Daily Market Update – July 21, 2015 (Close)




Daily Market Update – July 21,  2015  (Close)


Earnings are coming through this morning and some of the methodology differences in calculating the DJIA and S&P 500 resulted in another divergence between the two this morning and it widened during the day’s trading session.

That happens whenever a DJIA component, or two, that happen to be relatively high priced per shares, as was the case this morning, have large moves in the same direction. The size of those moves is more accentuated in the DJIA than in the broader index that is market capitalization weighted, rather than being price weighted.

For example, IBM’s move this morning had contributed about 56 points to the DJIA, although in the wrong direction. United Technologies is doing the same, but only reducing the index by about 25 points. Of course, they have some considerable impact on the S&P 500, as well, since they are so large, but much less than on the DJIA and none on the NASDAQ 100.

In fact, by the time the closing bell rang IBM and United Technologies accounted for about 110 points of the DJIA’s loss.

While that’s always interesting, sometimes those divergences actually say something more than simply reflecting on the way the indexes are calculated.

In the previous week that dichotomy existed all through the week and included the NASDAQ 100, as well, which was the great out-performer, with the DJIA lagging behind the S&P 500, as well.

What the recent market has been reflecting is that the advance from the 5% mini-correction has been very much led by a small number of very large market capitalization stocks. Those stocks also happen to have been NASDAQ 100 stocks.

Late this morning there was actually something on CNBC that highlighted just that point, but they went a step further by recalculating the NASDAQ 100 if the big gainers had been removed. Suddenly, those large cap NASDAQ stocks were seen as having contributed nearly 100% of the NASDAQ’s very impressive gain.

Suddenly the actually health of the NASDAQ 96 or so wasn’t that great.

While the market was just a hair away from setting a new high on the S&P 500 and while the NASDAQ has again closed at another new high, the advance has been nowhere near as broad as you might believe. It’s very much been a phenomenon of a handful of companies that are distorting the indexes, especially the S&P 500 and the NASDAQ 100.

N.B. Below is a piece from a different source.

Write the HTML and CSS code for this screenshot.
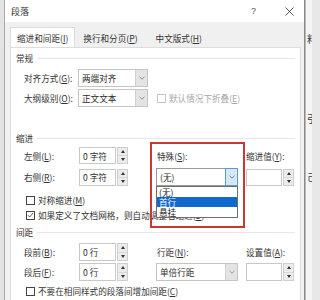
FILE: index.html
```html
<!DOCTYPE html>
<html lang="zh-CN">
<head>
<meta charset="utf-8">
<title>段落</title>
<link rel="stylesheet" href="styles.css">
</head>
<body>
<div class="screen">
  <div class="edge-left"></div>
  <div class="dialog">
    <div class="titlebar">
      <span class="title">段落</span>
      <span class="help">?</span>
      <svg class="close" width="9" height="9" viewBox="0 0 9 9"><path d="M0.5 0.5L8.5 8.5M8.5 0.5L0.5 8.5" stroke="#444" stroke-width="0.9" fill="none"/></svg>
    </div>
    <div class="tabs">
      <div class="tab active">缩进和间距(<u>I</u>)</div>
      <div class="tab">换行和分页(<u>P</u>)</div>
      <div class="tab">中文版式(<u>H</u>)</div>
    </div>
    <div class="panel">
      <div class="section s-general"><span>常规</span><i class="rule"></i></div>
      <div class="row r-align">
        <span class="label">对齐方式(<u>G</u>):</span>
        <div class="select s-wide"><span class="val">两端对齐</span><span class="arrow"><svg width="6" height="4" viewBox="0 0 6 4"><path d="M0.5 0.8L3 3.2L5.5 0.8" stroke="#777" stroke-width="0.8" fill="none"/></svg></span></div>
      </div>
      <div class="row r-outline">
        <span class="label">大纲级别(<u>O</u>):</span>
        <div class="select s-wide"><span class="val">正文文本</span><span class="arrow"><svg width="6" height="4" viewBox="0 0 6 4"><path d="M0.5 0.8L3 3.2L5.5 0.8" stroke="#777" stroke-width="0.8" fill="none"/></svg></span></div>
        <label class="check disabled"><span class="box"></span><span>默认情况下折叠(<u>E</u>)</span></label>
      </div>

      <div class="section s-indent"><span>缩进</span><i class="rule"></i></div>
      <div class="row r-ind1">
        <span class="label">左侧(<u>L</u>):</span>
        <div class="spin"><span class="field">0 字符</span><span class="btns"><i class="up"></i><i class="down"></i></span></div>
        <span class="label l-col3">特殊(<u>S</u>):</span>
        <span class="label">缩进值(<u>Y</u>):</span>
      </div>
      <div class="row r-ind2">
        <span class="label">右侧(<u>R</u>):</span>
        <div class="spin"><span class="field">0 字符</span><span class="btns"><i class="up"></i><i class="down"></i></span></div>
        <div class="select s-special focus">
          <span class="val">(无)</span><span class="arrow"><svg width="6" height="4" viewBox="0 0 6 4"><path d="M0.5 0.8L3 3.2L5.5 0.8" stroke="#3c6ea8" stroke-width="0.8" fill="none"/></svg></span>
          <ul class="dropdown">
            <li>(无)</li>
            <li class="sel">首行</li>
            <li>悬挂</li>
          </ul>
        </div>
        <div class="spin s-value"><span class="field"></span><span class="btns"><i class="up"></i><i class="down"></i></span></div>
      </div>
      <label class="check c-sym"><span class="box"></span><span>对称缩进(<u>M</u>)</span></label>
      <label class="check c-grid"><span class="box checked"><svg width="8" height="8" viewBox="0 0 8 8"><path d="M1 4.2L3.1 6.3L7 1.6" stroke="#333" stroke-width="0.9" fill="none"/></svg></span><span>如果定义了文档网格，则自动调整右缩进(<u>D</u>)</span></label>

      <div class="section s-space"><span>间距</span><i class="rule"></i></div>
      <div class="row r-sp1">
        <span class="label">段前(<u>B</u>):</span>
        <div class="spin tall"><span class="field">0 行</span><span class="btns"><i class="up"></i><i class="down"></i></span></div>
        <span class="label l-col3">行距(<u>N</u>):</span>
        <span class="label">设置值(<u>A</u>):</span>
      </div>
      <div class="row r-sp2">
        <span class="label">段后(<u>F</u>):</span>
        <div class="spin tall"><span class="field">0 行</span><span class="btns"><i class="up"></i><i class="down"></i></span></div>
        <div class="select s-special"><span class="val">单倍行距</span><span class="arrow"><svg width="6" height="4" viewBox="0 0 6 4"><path d="M0.5 0.8L3 3.2L5.5 0.8" stroke="#888" stroke-width="0.8" fill="none"/></svg></span></div>
        <div class="spin s-value tall"><span class="field"></span><span class="btns"><i class="up"></i><i class="down"></i></span></div>
      </div>
      <label class="check c-nospace"><span class="box"></span><span>不要在相同样式的段落间增加间距(<u>C</u>)</span></label>

      <div class="highlight"></div>
    </div>
  </div>
  <div class="edge-right">
    <span class="g g1">料</span>
    <span class="g g2">引</span>
    <span class="g g3">己</span>
  </div>
</div>
</body>
</html>
```

FILE: styles.css
```css
* { box-sizing: border-box; }
html, body { margin: 0; padding: 0; }
body {
  width: 312px;
  height: 300px;
  overflow: hidden;
  background: #e8e8e8;
  font-family: "Noto Sans CJK SC", "Noto Sans", sans-serif;
  font-size: 8.6px;
  color: #2b2b2b;
}
u { text-decoration: underline; text-underline-offset: 1px; }

.screen {
  display: flex;
  width: 312px;
  height: 300px;
}
.edge-left {
  width: 4px;
  flex: none;
  background: #e3e3e3;
}
.dialog {
  width: 301px;
  flex: none;
  height: 300px;
  border-left: 1px solid #a9a9a9;
  border-right: 1px solid #8a8a8a;
  background: #f1f1f1;
  display: flex;
  flex-direction: column;
}
.edge-right {
  flex: 1;
  background: #f4f4f4;
  border-left: 1px solid #b8b8b8;
  overflow: hidden;
  display: flex;
  flex-direction: column;
  align-items: flex-start;
}
.g {
  font-size: 10px;
  line-height: 10px;
  color: #3a3a3a;
  margin-left: 1px;
}
.g1 { margin-top: 34px; }
.g2 { margin-top: 70px; }
.g3 { margin-top: 48px; }

/* title bar */
.titlebar {
  height: 22px;
  background: #ffffff;
  display: flex;
  align-items: center;
  padding-left: 6px;
  flex: none;
}
.title { font-size: 9px; color: #333; }
.help {
  margin-left: auto;
  font-size: 9px;
  color: #555;
  font-family: "Liberation Sans", sans-serif;
}
.close { margin-left: 29px; margin-right: 10px; }

/* tabs */
.tabs {
  height: 25px;
  flex: none;
  display: flex;
  align-items: flex-end;
  padding-left: 5px;
  background: #f0f0f0;
}
.tab {
  height: 20px;
  display: flex;
  align-items: center;
  padding: 0 7px;
  color: #333;
  border: 1px solid transparent;
  border-bottom: none;
}
.tab.active {
  background: #ffffff;
  border-color: #dcdcdc;
  padding: 0 6px;
  position: relative;
  top: 1px;
  height: 21px;
}
.tab:nth-child(3) { padding-left: 9px; }

/* panel */
.panel {
  position: relative;
  flex: 1;
  margin: 0 3px 0 5px;
  background: #ffffff;
  border: 1px solid #dcdcdc;
  border-bottom: none;
}
.section {
  display: flex;
  align-items: center;
  height: 12px;
  padding-left: 5px;
  padding-right: 5px;
  color: #333;
}
.section .rule {
  flex: 1;
  height: 1px;
  background: #e6e6e6;
  margin-left: 4px;
}
.s-general { margin-top: 4px; }
.s-indent { margin-top: 25px; }
.s-space { margin-top: 4px; }

.row {
  display: grid;
  grid-template-columns: 55px 77px 90px 48px;
  align-items: center;
  padding-left: 13px;
}
.label { color: #333; white-space: nowrap; }
.l-col3 { padding-left: 1px; }

.r-align { margin-top: 5px; }
.r-outline { margin-top: 2px; }
.r-ind1 { margin-top: 3px; }
.r-ind2 { margin-top: 4px; }
.r-sp1 { margin-top: 5px; }
.r-sp2 { margin-top: 2px; }

/* select */
.select {
  position: relative;
  height: 18px;
  display: flex;
  border: 1px solid #c4c4c4;
  background: #fff;
}
.select .val {
  flex: 1;
  display: flex;
  align-items: center;
  padding-left: 3px;
  color: #2b2b2b;
}
.select .arrow {
  width: 12px;
  display: flex;
  align-items: center;
  justify-content: center;
  background: #e4e4e4;
  border-left: 1px solid #d0d0d0;
}
.s-wide { width: 70px; margin-left: -1px; }
.s-special { width: 82px; }
.select.focus { border-color: #9a9a9a; }
.select.focus .arrow {
  background: #d6e8f8;
  border: 1px solid #5a9ad6;
  margin: -1px -1px -1px 0;
  width: 13px;
}

.dropdown {
  position: absolute;
  left: -1px;
  top: 17px;
  width: 82px;
  margin: 0;
  padding: 0;
  list-style: none;
  background: #fff;
  border: 1px solid #6e6e6e;
  z-index: 2;
}
.dropdown li {
  height: 10px;
  line-height: 10px;
  padding-left: 2px;
  color: #222;
}
.dropdown li.sel {
  background: #1168cf;
  color: #fff;
}

/* spin */
.spin {
  display: flex;
  height: 17px;
  gap: 1px;
}
.spin.tall { height: 18px; }
.spin .field {
  width: 37px;
  border: 1px solid #c8c8c8;
  display: flex;
  align-items: center;
  padding-left: 3px;
  background: #fff;
  color: #2b2b2b;
}
.spin .btns {
  width: 11px;
  display: flex;
  flex-direction: column;
  border: 1px solid #cfcfcf;
  background: #ececec;
}
.spin .btns i {
  flex: 1;
  display: flex;
  align-items: center;
  justify-content: center;
}
.spin .btns i::before {
  content: "";
  border-left: 2.5px solid transparent;
  border-right: 2.5px solid transparent;
}
.spin .btns .up { border-bottom: 1px solid #d8d8d8; }
.spin .btns .up::before { border-bottom: 3px solid #333; }
.spin .btns .down::before { border-top: 3px solid #333; }
.s-value .field { width: 37px; }

/* checkboxes */
.check {
  display: flex;
  align-items: center;
  gap: 3px;
  height: 14px;
  color: #333;
  white-space: nowrap;
}
.check .box {
  width: 9px;
  height: 9px;
  border: 1px solid #444;
  background: #fff;
  display: flex;
  align-items: center;
  justify-content: center;
  flex: none;
}
.check.disabled { color: #a8a8a8; margin-left: 1px; }
.check.disabled .box { border-color: #c6c6c6; }
.c-sym { margin-top: 7px; padding-left: 15px; }
.c-grid { margin-top: 1px; padding-left: 15px; }
.c-nospace { margin-top: 3px; padding-left: 15px; }

/* annotation box */
.highlight {
  position: absolute;
  left: 139px;
  top: 94px;
  width: 95px;
  height: 86px;
  border: 2px solid #c63a31;
  z-index: 3;
  pointer-events: none;
}
```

That creates a condition where you can feel left behind, but are very much in the same boat as most people, unless they happen to have shares in those great gainers.

Hopefully some of the good fortune of those that have been carrying the markets will diffuse a little bit to the rest of the market and carry it along for the ride higher.

That, surprisingly, wasn’t going to be th case today, even though the DJIA was far worse than the S&P 500 to end the day.

After a good beginning to earnings season, this morning had brought some disappointing numbers, but no real surprises.

There are still lots more earnings reports to come and for the moment not too much economic news. Neither is there international events on the immediate horizon to hijack our attention.

While earnings will continue to come in at a strong pace for the next week or so the re-strengthening of the US Dollar may again begin to temper forward guidance, although that hasn’t been the case to this point.

While I’d like to see some increase in volatility in order to make option premiums more attractive, at the moment that’s outweighed by a hope that the market does get to follow in the path of some of those recent great NASDAQ gainers and simply move higher.

I would trade off opening new pos
itions for the time being for that kind of equilibration and spreading of the wealth.